Monday, January 10, 2022

Mary Worth & French Postmodernism: 11/08/21

 

"The top of the Bonaventure Hotel. Its metal structure and its plate-glass windows rotate slowly around the cocktail bar. The movement of the skyscrapers outside is almost imperceptible. Then you realize that it is the platform of the bar that is moving, while the rest of the building remains still. In the end I get to see the whole city revolve around the top of the hotel. A dizzy feeling, which continues inside the hotel as a result of its labyrinthine convolution. Is this still architecture, this pure illusionism, this mere box of spatio-temporal tricks? Lucid and hallucinogenic, is this post-modern architecture?

No interior/exterior interface. The glass facades merely reflect the environment, sending back its own image. This makes them much more formidable than any wall of stone. It's just like people who wear dark glasses. Their eyes are hidden and others see only their own reflection. Everywhere the transparency of interfaces ends in internal refraction. Everything pretentiously termed 'communication' and 'interaction'--Walkman, dark glasses, automatic household appliances, hi-tech cars, even the perpetual dialogue with the computer--ends up with each monad retreating into the shade of its own formula, into its self-regulating little corner and its artificial immunity. Blocks like the Bonaventure building claim to be perfect, self-sufficient miniature cities. But they cut themselves off from the city more than they interact with it. They stop seeing it. They refract it like a dark surface. And you cannot get out of the building itself. You cannot fathom its internal space, but it has no mystery; it is just like those games where you have to join all the dots together without any line crossing another. Here too everything connects, without any two pairs of eyes ever meeting.

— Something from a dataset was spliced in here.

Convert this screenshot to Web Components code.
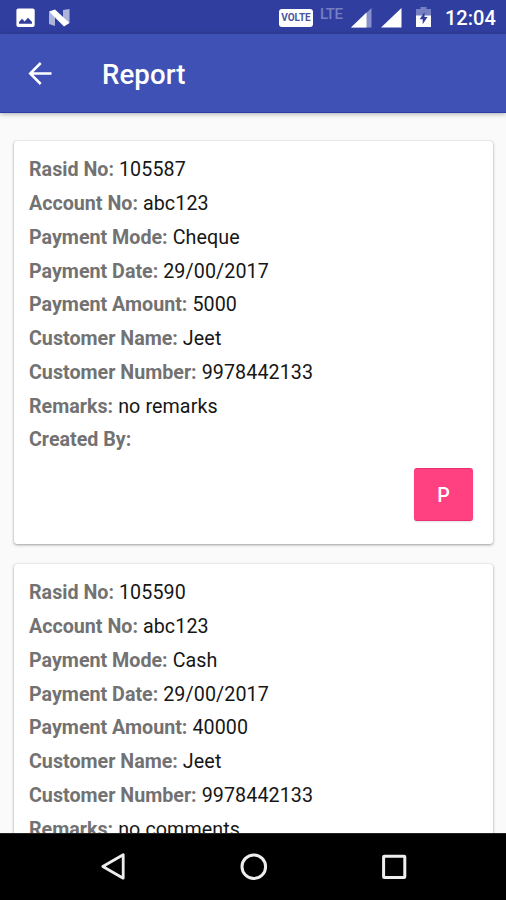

It is the same outside. [...] They do not look at other people here. They are too much afraid they will throw themselves upon them with unbearable, sexual demands, requests for money or affection. Everything is charged with a somnambulic violence and you must avoid contact to escape its potential discharge. [...] Everything is so informal, there is so little in the way of reserve or manners (except for that eternal film of a smile, which offers only a very flimsy protection), that you feel anything could blow up at any moment. By some chain reaction, all this latent hysteria could be released at a stroke.

[...]

This is what the ideal city is like."